— BEGIN —

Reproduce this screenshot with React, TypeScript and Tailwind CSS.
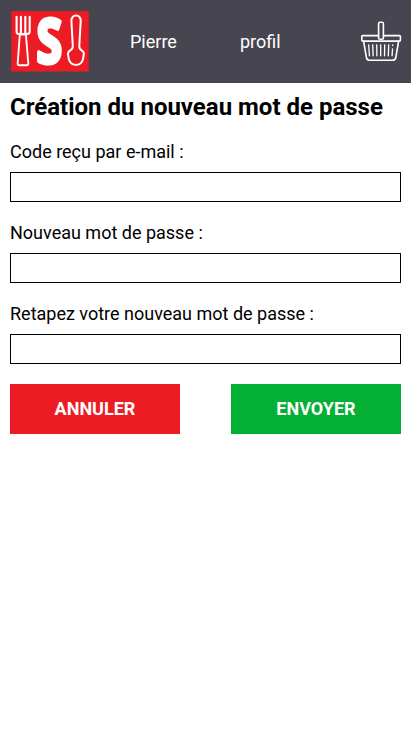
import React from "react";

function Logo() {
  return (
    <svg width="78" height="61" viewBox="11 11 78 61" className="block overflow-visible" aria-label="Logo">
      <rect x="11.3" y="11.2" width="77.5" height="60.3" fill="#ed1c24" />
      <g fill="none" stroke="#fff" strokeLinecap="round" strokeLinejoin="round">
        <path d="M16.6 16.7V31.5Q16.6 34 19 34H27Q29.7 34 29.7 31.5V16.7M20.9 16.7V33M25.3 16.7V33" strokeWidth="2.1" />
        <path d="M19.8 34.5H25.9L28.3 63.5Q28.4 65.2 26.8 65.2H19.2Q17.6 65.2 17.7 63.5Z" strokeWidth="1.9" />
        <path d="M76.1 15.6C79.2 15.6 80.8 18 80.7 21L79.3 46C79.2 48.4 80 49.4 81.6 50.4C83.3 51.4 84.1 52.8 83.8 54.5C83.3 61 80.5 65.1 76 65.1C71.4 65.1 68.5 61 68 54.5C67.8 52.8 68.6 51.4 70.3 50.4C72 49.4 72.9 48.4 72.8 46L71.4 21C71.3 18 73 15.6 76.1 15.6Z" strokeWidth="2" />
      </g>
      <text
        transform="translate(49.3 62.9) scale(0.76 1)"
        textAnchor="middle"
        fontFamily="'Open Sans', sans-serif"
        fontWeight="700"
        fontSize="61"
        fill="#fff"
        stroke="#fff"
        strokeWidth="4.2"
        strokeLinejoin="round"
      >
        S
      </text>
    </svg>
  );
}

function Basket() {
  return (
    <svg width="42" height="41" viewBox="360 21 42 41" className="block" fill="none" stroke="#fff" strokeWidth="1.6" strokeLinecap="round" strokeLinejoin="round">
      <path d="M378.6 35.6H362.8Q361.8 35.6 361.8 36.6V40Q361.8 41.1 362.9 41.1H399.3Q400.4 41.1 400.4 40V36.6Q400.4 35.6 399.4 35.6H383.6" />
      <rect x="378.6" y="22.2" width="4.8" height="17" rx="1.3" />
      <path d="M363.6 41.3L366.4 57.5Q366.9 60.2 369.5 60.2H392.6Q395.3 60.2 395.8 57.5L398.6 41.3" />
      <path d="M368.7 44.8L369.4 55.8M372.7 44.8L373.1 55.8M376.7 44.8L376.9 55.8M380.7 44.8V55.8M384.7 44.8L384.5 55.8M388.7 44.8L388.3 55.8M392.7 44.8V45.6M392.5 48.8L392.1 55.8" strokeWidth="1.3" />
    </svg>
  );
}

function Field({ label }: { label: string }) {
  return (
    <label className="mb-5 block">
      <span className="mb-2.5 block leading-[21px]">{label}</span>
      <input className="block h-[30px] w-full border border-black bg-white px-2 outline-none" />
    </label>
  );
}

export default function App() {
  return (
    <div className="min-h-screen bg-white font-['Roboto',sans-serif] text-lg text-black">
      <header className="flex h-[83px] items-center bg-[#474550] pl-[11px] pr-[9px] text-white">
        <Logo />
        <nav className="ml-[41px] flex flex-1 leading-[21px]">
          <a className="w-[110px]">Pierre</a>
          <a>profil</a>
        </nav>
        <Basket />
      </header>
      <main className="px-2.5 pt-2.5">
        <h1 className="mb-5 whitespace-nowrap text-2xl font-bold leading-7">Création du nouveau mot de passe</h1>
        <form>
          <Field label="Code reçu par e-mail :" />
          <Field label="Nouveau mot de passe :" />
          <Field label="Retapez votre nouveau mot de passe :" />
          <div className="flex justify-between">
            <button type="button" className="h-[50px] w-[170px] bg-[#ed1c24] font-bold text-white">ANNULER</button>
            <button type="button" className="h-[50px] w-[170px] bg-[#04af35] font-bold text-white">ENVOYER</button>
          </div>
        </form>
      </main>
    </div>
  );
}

— END —

Reproduce the material above in full, exactly, with no images.

Reproduce this screenshot with React, TypeScript and Tailwind CSS.
import React from "react";

function Logo() {
  return (
    <svg width="78" height="61" viewBox="11 11 78 61" className="block overflow-visible" aria-label="Logo">
      <rect x="11.3" y="11.2" width="77.5" height="60.3" fill="#ed1c24" />
      <g fill="none" stroke="#fff" strokeLinecap="round" strokeLinejoin="round">
        <path d="M16.6 16.7V31.5Q16.6 34 19 34H27Q29.7 34 29.7 31.5V16.7M20.9 16.7V33M25.3 16.7V33" strokeWidth="2.1" />
        <path d="M19.8 34.5H25.9L28.3 63.5Q28.4 65.2 26.8 65.2H19.2Q17.6 65.2 17.7 63.5Z" strokeWidth="1.9" />
        <path d="M76.1 15.6C79.2 15.6 80.8 18 80.7 21L79.3 46C79.2 48.4 80 49.4 81.6 50.4C83.3 51.4 84.1 52.8 83.8 54.5C83.3 61 80.5 65.1 76 65.1C71.4 65.1 68.5 61 68 54.5C67.8 52.8 68.6 51.4 70.3 50.4C72 49.4 72.9 48.4 72.8 46L71.4 21C71.3 18 73 15.6 76.1 15.6Z" strokeWidth="2" />
      </g>
      <text
        transform="translate(49.3 62.9) scale(0.76 1)"
        textAnchor="middle"
        fontFamily="'Open Sans', sans-serif"
        fontWeight="700"
        fontSize="61"
        fill="#fff"
        stroke="#fff"
        strokeWidth="4.2"
        strokeLinejoin="round"
      >
        S
      </text>
    </svg>
  );
}

function Basket() {
  return (
    <svg width="42" height="41" viewBox="360 21 42 41" className="block" fill="none" stroke="#fff" strokeWidth="1.6" strokeLinecap="round" strokeLinejoin="round">
      <path d="M378.6 35.6H362.8Q361.8 35.6 361.8 36.6V40Q361.8 41.1 362.9 41.1H399.3Q400.4 41.1 400.4 40V36.6Q400.4 35.6 399.4 35.6H383.6" />
      <rect x="378.6" y="22.2" width="4.8" height="17" rx="1.3" />
      <path d="M363.6 41.3L366.4 57.5Q366.9 60.2 369.5 60.2H392.6Q395.3 60.2 395.8 57.5L398.6 41.3" />
      <path d="M368.7 44.8L369.4 55.8M372.7 44.8L373.1 55.8M376.7 44.8L376.9 55.8M380.7 44.8V55.8M384.7 44.8L384.5 55.8M388.7 44.8L388.3 55.8M392.7 44.8V45.6M392.5 48.8L392.1 55.8" strokeWidth="1.3" />
    </svg>
  );
}

function Field({ label }: { label: string }) {
  return (
    <label className="mb-5 block">
      <span className="mb-2.5 block leading-[21px]">{label}</span>
      <input className="block h-[30px] w-full border border-black bg-white px-2 outline-none" />
    </label>
  );
}

export default function App() {
  return (
    <div className="min-h-screen bg-white font-['Roboto',sans-serif] text-lg text-black">
      <header className="flex h-[83px] items-center bg-[#474550] pl-[11px] pr-[9px] text-white">
        <Logo />
        <nav className="ml-[41px] flex flex-1 leading-[21px]">
          <a className="w-[110px]">Pierre</a>
          <a>profil</a>
        </nav>
        <Basket />
      </header>
      <main className="px-2.5 pt-2.5">
        <h1 className="mb-5 whitespace-nowrap text-2xl font-bold leading-7">Création du nouveau mot de passe</h1>
        <form>
          <Field label="Code reçu par e-mail :" />
          <Field label="Nouveau mot de passe :" />
          <Field label="Retapez votre nouveau mot de passe :" />
          <div className="flex justify-between">
            <button type="button" className="h-[50px] w-[170px] bg-[#ed1c24] font-bold text-white">ANNULER</button>
            <button type="button" className="h-[50px] w-[170px] bg-[#04af35] font-bold text-white">ENVOYER</button>
          </div>
        </form>
      </main>
    </div>
  );
}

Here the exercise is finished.